How to Use PER(Prioritized Experience Replay)

Guideline

Prioritized Sample is an important mechanism in some algorithms, for example, Rainbow. It inclues:

  1. Sample according to priority, instead of traditional uniform sample.

  2. Calculate Importance Sampling Weight as each data’s loss weight.

  3. After a train iteration, update priority in buffer

Procedures

  1. Open priority mechanism and set corresponding hyper-parameters in config

    priority must be set to True. priority_IS_weight means whether to use IS weight to correct the bias. It is recommended to set to True, but you can feel free not to use it.

    alpha, beta, anneal_step are hyper-parameters in priority mechanism.

    policy=dict(
        ...,
        priority=True,
        priority_IS_weight=True,
        ...,
        other=dict(
          replay_buffer=dict(
             ...,
             # How much priority is used.
             alpha=0.6,
             # How much correction is used.
             beta=0.4,
             # Beta annealing.

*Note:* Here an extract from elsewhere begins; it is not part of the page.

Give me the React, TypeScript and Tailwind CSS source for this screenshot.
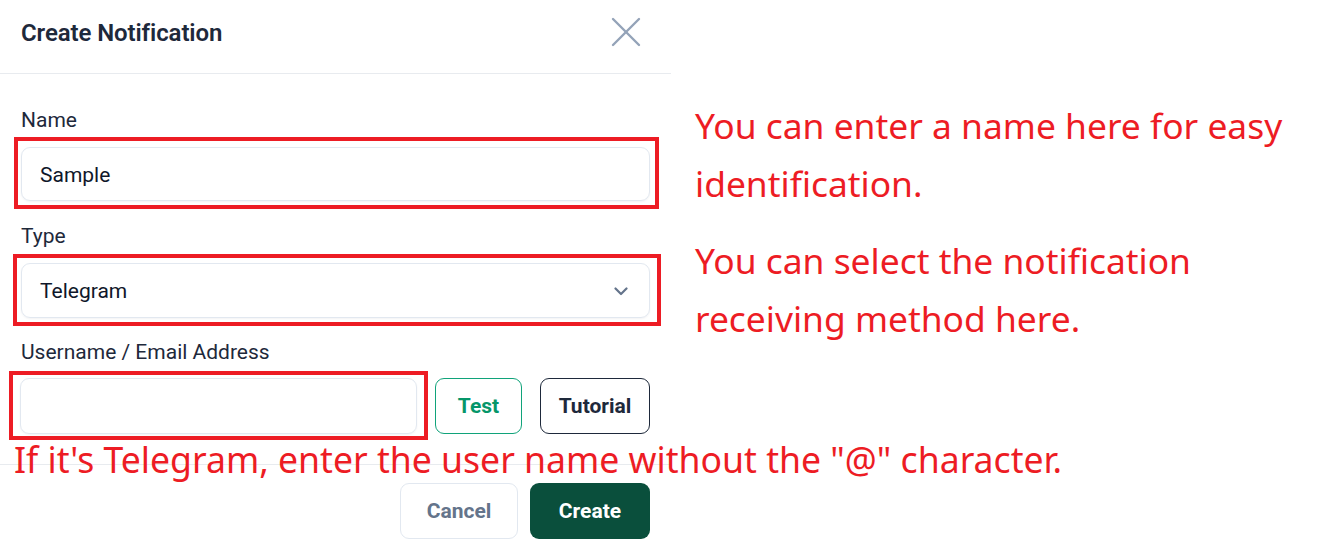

Sample step count.
             anneal_step=0,
          )
        ),
    )
    
  2. Use Importance Sampling as loss weight

    PrioritizedBufferr would sample data with probabilities proportional to their priorities. And it would also add a key-value pair IS into data dict. IS is “Importance Sampling Weight”, which is used to correct the biased optimization process caused by prioritized sampling. Each sampled data’s loss will multiply corresponding weight respctively if priority_IS_weight is True.

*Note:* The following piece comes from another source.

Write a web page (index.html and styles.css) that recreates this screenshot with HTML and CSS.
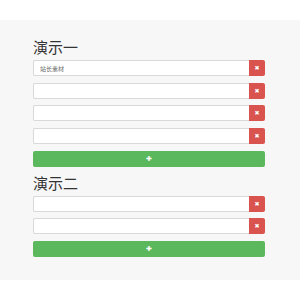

    import torch.nn.functional as F
    
    # tensor shape: output (B, ), target (B, )
    # not use IS
    loss = F.mse_loss(output, target)
    # use IS (recommended)
    loss = (F.mse_loss(output, target, reduction='none') * data['IS']).mean()
    # DI-engine td error(data['weight'] = data['IS'], assigned in policy._forward_learn method)
    
  3. Update priority in buffer

    Since priority is a by-product of error calculation, you can directly get new priority in method policy._forward_learn. Then you can add the key-value pair to the return dict. Make sure that its key is "priority", its value is a list with length “batch_size”.

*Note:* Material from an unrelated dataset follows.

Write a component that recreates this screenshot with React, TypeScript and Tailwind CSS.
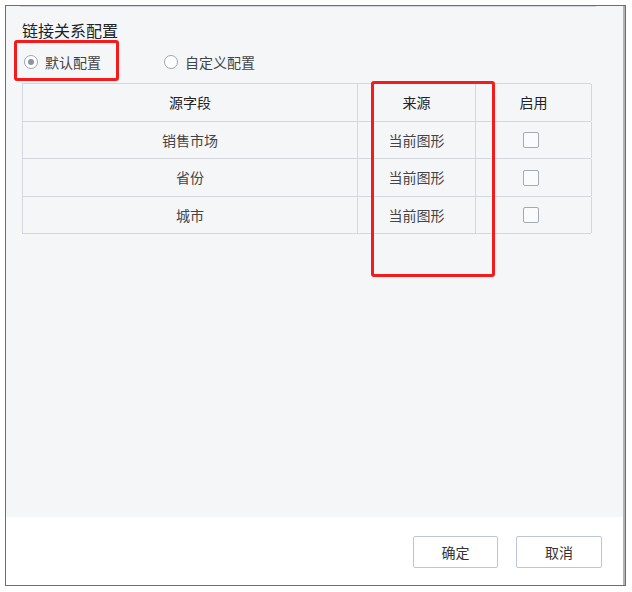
import React from "react";

function Radio({ checked, label }: { checked: boolean; label: string }) {
  return (
    <div className="flex items-center">
      <span className="w-[14px] h-[14px] rounded-full border border-[#9ea4b4] bg-white flex items-center justify-center">
        {checked && <span className="w-[6px] h-[6px] rounded-full bg-[#8d93a3]" />}
      </span>
      <span className="ml-[7px] text-[14px] leading-5 text-[#444]">{label}</span>
    </div>
  );
}

function Checkbox() {
  return <span className="block w-[16px] h-[16px] rounded-[2px] border border-[#a3a9b9] bg-[#fafbfc]" />;
}

const rows = [
  { name: "销售市场", h: "h-[37px]" },
  { name: "省份", h: "h-[38px]" },
  { name: "城市", h: "h-[37px]" },
];

export default function App() {
  return (
    <div className="w-[632px] h-[592px] bg-white pt-[5px] pl-[5px] font-['Noto_Sans_CJK_SC','Noto_Sans',sans-serif] relative">
      <div className="w-[621px] h-[581px] border border-[#4472c4] flex">
        <div className="flex-1 flex flex-col">
          <div className="h-[511px] bg-[#f5f6f8] flex flex-col">
            <div className="h-px ml-[14px] w-[576px] bg-[#d3d6dc]" />
            <div className="pl-[16px]">
              <div className="mt-[13px] h-5 flex items-center text-[16px] text-[#222]">链接关系配置</div>
              <div className="h-[43px] flex items-center pl-[2px]">
                <Radio checked label="默认配置" />
                <div className="ml-[63px]">
                  <Radio checked={false} label="自定义配置" />
                </div>
              </div>
              <div className="w-[569px] border-t border-l border-[#d4d7dd] text-[14px]">
                <div className="grid grid-cols-[335px_118px_116px] h-[38px] border-b border-[#d4d7dd] text-[#222]">
                  <div className="flex items-center justify-center border-r border-[#d4d7dd]">源字段</div>
                  <div className="flex items-center justify-center border-r border-[#d4d7dd]">来源</div>
                  <div className="flex items-center justify-center border-r border-[#d4d7dd]">启用</div>
                </div>
                {rows.map((r) => (
                  <div key={r.name} className={`grid grid-cols-[335px_118px_116px] ${r.h} border-b border-[#d4d7dd] text-[#444]`}>
                    <div className="flex items-center justify-center border-r border-[#d4d7dd]">{r.name}</div>
                    <div className="flex items-center justify-center border-r border-[#d4d7dd]">当前图形</div>
                    <div className="flex items-center justify-center border-r border-[#d4d7dd] pr-[6px]">
                      <Checkbox />
                    </div>
                  </div>
                ))}
              </div>
            </div>
          </div>
          <div className="flex-1 bg-white flex justify-end items-start pt-[19px] pr-[21px] gap-[18px]">
            <button className="w-[85px] h-[32px] rounded-[2px] border border-[#bcc6d6] bg-white text-[14px] text-[#333]">确定</button>
            <button className="w-[86px] h-[32px] rounded-[2px] border border-[#bcc6d6] bg-white text-[14px] text-[#333]">取消</button>
          </div>
        </div>
        <div className="w-[2px] bg-[#b3b3b3]" />
      </div>
      <div className="absolute left-[14px] top-[40px] w-[105px] h-[41px] border-[3px] border-[#f51b1b] rounded-[3px]" />
      <div className="absolute left-[371px] top-[81px] w-[124px] h-[196px] border-[3px] border-[#f51b1b] rounded-[3px]" />
    </div>
  );
}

    data_n = q_nstep_td_data(
        q_value, target_q_value, data['action'], target_q_action, reward, data['done'], data['weight']
    )
    loss, td_error_per_sample = q_nstep_td_error(data_n, self._gamma, nstep=self._nstep)
    return {
        'total_loss': loss.item(),
        'priority': td_error_per_sample.abs().tolist(),
    }
    

Others

  1. Calculate initial priority in collectors

    Usually, priority is initialized when this data is inserted into replay buffer with default value or the maximum history priority value, DI-engine also supports priority calculation and initialization in collector:

    • Method policy._forward_collect will calculate priority as well,and return the key-value pair.

    • Method policy._process_transition will put model_output['priority'] into returned data, as its initial priority.

    def _process_transition(self, obs: Any, model_output: dict, timestep: namedtuple) -> dict:
        transition = {
            'obs': obs,
            'next_obs': timestep.obs,
            'action': model_output['action'],
            'priority': model_output['priority'],  # add this one
            'reward': timestep.reward,
            'done': timestep.done,
        }
        return transition
    
  2. Different exploration strategies

    In Ape-X, different collectors can use different exploration strategies(e.g.: different epsilon values for different collectors). Now DI-engine also supports this mechanism. In serial pipeline, you need to implement your own main entry function to control when to change exploration strategies, and override policy._forward_colleect method to receive control arguments and execute the corresponding strategy. In parallel entry, you should set different parameters in commander for different collectors.